• [Exercise objective]
Print exactly the lines below between the line containing "Clone this table" and the line containing "string; vals: string[];", counting both of those lines. Leave pictures out.

• [Data for the task]
_ _ _ _ _ _ _
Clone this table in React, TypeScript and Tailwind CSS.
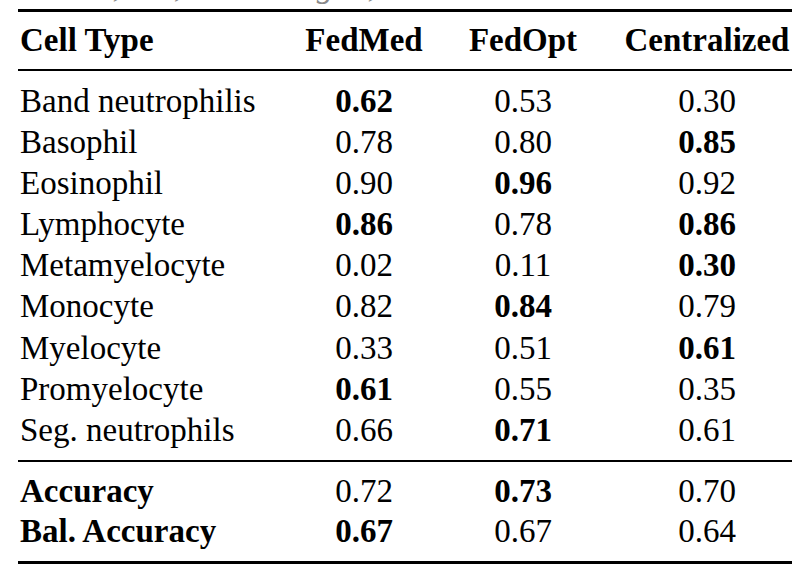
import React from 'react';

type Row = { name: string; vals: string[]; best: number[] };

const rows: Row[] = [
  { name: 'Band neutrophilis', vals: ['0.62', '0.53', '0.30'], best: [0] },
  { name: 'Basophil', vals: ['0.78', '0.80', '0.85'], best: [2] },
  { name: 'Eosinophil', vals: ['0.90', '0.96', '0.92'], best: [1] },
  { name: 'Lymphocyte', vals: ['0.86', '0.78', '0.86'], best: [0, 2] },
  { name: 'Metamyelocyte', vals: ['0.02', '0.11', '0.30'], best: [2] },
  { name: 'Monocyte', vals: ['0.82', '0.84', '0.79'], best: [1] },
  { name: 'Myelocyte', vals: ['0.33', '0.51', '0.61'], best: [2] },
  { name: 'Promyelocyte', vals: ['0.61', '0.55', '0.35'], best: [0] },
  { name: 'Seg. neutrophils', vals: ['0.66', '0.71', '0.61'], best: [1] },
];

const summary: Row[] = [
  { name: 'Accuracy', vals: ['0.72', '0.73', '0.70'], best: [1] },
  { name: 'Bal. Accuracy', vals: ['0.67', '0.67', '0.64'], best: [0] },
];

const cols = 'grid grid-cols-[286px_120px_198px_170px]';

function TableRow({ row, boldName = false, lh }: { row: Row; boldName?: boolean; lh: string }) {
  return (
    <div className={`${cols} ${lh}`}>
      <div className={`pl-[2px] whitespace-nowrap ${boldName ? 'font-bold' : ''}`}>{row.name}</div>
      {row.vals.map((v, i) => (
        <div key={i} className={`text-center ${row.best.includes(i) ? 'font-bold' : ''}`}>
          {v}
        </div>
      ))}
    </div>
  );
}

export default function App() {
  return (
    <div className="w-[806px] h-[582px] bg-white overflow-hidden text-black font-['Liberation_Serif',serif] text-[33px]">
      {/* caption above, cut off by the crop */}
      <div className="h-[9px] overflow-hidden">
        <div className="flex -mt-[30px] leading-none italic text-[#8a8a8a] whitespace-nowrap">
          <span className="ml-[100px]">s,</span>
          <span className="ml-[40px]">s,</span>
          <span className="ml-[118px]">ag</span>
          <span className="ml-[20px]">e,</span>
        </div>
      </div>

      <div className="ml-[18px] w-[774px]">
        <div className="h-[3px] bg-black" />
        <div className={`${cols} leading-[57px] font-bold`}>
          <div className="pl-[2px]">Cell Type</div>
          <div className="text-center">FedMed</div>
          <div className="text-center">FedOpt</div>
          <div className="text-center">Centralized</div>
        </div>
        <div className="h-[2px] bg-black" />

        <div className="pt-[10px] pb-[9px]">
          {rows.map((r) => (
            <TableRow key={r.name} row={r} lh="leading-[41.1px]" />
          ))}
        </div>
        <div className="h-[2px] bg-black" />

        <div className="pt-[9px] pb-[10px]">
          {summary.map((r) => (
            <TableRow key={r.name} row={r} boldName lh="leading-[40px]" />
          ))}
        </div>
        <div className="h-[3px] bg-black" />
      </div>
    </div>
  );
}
_ _ _ _ _ _ _
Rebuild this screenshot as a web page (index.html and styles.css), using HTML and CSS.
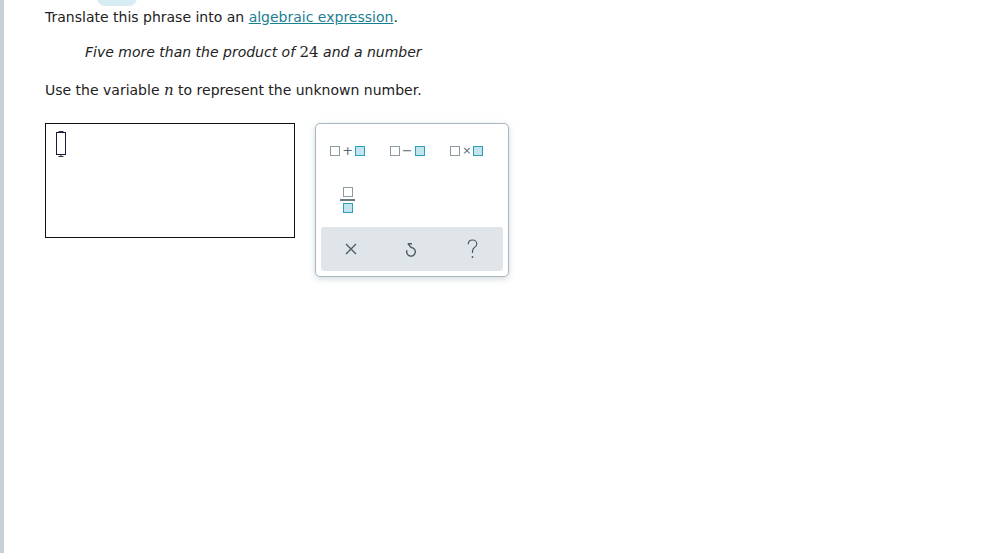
_ _ _ _ _ _ _
• [Solution to this task]
Clone this table in React, TypeScript and Tailwind CSS.
import React from 'react';

type Row = { name: string; vals: string[]; best: number[] };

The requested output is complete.